* Data *
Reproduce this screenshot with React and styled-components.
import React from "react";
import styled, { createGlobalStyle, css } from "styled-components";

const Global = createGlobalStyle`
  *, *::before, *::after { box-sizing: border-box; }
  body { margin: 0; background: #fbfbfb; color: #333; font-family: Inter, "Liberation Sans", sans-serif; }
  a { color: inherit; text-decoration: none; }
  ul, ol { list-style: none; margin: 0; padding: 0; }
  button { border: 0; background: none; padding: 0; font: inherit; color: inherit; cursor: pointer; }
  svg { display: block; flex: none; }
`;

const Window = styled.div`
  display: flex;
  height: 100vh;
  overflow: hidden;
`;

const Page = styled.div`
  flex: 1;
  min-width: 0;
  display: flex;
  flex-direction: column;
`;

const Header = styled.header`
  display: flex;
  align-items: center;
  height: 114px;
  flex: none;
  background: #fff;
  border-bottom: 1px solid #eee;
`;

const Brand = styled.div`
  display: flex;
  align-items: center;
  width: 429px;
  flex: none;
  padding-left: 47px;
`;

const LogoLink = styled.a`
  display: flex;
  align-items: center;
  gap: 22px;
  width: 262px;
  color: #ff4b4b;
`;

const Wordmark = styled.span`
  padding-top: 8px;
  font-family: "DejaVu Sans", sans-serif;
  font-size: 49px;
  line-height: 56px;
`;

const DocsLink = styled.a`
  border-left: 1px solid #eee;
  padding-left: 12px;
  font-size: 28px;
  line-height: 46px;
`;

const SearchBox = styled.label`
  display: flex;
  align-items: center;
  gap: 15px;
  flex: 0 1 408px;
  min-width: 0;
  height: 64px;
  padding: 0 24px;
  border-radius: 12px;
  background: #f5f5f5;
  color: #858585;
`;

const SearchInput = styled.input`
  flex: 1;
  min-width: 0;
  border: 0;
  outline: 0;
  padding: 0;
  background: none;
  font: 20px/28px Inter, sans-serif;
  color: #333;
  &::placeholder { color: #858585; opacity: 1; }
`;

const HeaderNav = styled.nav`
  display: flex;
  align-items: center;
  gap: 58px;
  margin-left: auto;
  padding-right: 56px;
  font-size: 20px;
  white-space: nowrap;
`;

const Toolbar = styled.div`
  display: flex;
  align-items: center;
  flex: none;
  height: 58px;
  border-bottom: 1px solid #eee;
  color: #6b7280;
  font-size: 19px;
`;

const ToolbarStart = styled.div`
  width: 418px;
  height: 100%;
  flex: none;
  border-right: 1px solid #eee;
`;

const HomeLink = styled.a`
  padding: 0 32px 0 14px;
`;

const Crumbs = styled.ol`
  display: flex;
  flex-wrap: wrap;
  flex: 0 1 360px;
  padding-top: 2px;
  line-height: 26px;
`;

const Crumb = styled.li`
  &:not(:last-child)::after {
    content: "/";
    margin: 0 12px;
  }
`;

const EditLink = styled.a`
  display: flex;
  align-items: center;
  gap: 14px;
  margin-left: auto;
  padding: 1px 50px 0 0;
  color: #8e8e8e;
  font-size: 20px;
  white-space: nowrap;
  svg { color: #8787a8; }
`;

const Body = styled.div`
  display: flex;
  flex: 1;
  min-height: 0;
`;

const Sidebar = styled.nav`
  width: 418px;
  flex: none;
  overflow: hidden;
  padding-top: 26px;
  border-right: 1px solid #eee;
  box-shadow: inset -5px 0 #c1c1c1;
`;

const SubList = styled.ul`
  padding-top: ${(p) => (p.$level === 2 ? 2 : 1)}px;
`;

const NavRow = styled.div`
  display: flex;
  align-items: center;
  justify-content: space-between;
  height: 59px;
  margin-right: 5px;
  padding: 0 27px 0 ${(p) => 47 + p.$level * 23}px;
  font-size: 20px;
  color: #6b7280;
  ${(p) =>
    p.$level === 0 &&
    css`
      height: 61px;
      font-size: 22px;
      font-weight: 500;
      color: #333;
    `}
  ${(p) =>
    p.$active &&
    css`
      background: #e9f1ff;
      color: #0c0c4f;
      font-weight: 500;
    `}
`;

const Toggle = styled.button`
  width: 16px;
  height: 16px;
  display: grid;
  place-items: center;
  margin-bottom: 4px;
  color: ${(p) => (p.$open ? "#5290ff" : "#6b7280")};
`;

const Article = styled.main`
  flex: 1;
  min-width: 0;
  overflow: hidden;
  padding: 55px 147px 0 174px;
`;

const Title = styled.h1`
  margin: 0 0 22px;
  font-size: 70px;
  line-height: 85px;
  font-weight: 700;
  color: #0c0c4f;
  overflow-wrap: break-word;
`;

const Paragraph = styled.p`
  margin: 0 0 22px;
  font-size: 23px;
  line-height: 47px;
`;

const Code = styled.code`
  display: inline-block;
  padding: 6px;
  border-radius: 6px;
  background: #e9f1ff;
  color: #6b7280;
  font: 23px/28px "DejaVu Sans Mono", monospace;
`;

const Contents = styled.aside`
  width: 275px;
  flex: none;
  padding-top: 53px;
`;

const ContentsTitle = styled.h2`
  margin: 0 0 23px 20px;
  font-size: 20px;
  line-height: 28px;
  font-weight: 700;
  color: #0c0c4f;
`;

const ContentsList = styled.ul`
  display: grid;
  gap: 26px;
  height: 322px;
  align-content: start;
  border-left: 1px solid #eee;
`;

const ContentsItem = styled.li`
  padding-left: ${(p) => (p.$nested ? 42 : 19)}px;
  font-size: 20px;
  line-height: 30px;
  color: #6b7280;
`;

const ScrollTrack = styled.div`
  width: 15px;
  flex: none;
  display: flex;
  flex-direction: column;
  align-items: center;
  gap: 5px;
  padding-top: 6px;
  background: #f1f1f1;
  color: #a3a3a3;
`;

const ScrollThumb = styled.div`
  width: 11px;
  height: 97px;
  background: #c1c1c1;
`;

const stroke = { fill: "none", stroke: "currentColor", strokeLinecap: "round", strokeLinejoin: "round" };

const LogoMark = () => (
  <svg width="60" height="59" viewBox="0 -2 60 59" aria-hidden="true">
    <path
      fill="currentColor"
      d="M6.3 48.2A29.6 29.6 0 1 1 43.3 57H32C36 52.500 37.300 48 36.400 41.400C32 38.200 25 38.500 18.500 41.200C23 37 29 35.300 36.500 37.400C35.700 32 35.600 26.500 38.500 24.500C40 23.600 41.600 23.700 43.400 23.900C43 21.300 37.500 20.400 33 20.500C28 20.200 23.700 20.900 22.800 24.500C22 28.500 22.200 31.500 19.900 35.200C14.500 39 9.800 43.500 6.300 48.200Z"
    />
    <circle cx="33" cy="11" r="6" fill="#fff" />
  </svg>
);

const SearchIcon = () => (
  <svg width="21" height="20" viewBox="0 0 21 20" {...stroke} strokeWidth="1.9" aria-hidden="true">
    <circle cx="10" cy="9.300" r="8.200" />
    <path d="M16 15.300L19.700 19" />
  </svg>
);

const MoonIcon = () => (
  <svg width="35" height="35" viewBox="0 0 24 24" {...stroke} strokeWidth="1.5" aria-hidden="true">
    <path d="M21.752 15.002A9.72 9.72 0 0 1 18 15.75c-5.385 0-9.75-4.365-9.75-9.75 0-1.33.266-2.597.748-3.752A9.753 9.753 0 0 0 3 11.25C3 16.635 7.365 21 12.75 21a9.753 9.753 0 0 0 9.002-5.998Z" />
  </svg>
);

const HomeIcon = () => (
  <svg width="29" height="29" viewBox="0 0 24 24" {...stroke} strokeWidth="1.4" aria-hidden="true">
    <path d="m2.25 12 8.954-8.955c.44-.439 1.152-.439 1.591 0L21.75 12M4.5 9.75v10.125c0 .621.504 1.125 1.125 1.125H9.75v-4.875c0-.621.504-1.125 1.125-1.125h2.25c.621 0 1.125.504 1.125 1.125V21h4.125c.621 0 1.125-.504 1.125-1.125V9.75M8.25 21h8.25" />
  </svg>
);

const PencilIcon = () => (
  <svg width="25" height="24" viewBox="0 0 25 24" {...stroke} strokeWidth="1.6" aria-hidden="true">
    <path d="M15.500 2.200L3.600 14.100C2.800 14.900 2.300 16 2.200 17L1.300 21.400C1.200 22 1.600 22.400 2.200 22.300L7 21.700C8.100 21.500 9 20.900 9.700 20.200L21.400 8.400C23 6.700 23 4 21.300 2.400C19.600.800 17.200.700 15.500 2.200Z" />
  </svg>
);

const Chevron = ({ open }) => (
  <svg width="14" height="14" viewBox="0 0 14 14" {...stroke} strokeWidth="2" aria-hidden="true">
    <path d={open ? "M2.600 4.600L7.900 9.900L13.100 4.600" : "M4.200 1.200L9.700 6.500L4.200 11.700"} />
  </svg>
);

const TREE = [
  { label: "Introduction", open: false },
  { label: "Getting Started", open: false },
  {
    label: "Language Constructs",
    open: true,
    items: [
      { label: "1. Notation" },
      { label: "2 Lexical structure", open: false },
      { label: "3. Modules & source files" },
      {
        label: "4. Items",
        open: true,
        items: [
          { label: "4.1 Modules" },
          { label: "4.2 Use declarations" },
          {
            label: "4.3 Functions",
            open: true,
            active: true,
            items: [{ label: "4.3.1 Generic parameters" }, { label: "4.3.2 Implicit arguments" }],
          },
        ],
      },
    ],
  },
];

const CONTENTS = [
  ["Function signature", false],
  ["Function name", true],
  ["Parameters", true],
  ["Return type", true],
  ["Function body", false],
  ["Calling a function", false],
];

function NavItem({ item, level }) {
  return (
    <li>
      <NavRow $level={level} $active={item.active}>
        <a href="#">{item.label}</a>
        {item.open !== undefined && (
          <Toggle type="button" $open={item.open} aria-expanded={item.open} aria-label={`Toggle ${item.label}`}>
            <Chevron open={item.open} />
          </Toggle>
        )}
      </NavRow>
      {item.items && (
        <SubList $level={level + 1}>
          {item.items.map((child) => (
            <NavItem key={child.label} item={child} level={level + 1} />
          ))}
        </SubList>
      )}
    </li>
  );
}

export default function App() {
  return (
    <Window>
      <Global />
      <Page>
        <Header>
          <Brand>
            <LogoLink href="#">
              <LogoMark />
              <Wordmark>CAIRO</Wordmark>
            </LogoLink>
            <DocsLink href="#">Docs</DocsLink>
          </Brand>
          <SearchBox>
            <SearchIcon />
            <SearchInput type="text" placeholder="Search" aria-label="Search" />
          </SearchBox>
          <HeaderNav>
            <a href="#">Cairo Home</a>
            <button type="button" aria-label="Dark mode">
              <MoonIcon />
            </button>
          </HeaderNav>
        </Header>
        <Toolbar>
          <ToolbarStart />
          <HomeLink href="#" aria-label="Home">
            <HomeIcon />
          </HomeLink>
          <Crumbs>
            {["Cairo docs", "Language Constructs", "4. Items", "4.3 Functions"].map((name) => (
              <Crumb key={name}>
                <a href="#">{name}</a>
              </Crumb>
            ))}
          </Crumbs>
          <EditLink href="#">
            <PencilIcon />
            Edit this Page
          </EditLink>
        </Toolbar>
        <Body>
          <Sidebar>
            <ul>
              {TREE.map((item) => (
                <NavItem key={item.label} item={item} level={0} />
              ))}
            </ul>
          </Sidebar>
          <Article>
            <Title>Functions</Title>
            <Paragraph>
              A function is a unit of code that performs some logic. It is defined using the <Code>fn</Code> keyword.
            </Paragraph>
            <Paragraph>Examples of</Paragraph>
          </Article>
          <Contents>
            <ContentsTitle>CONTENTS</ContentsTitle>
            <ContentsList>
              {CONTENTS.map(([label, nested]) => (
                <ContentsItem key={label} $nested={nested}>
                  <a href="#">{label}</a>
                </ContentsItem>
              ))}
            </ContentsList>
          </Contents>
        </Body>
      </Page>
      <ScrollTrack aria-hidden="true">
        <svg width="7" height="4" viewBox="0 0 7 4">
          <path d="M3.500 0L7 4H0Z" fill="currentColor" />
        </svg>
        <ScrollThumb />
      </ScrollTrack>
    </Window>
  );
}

* Aim of the exercise *
Where a line in the material above holds "components", copy that line.

* Written reply *
Reproduce this screenshot with React and styled-components.
import styled, { createGlobalStyle, css } from "styled-components";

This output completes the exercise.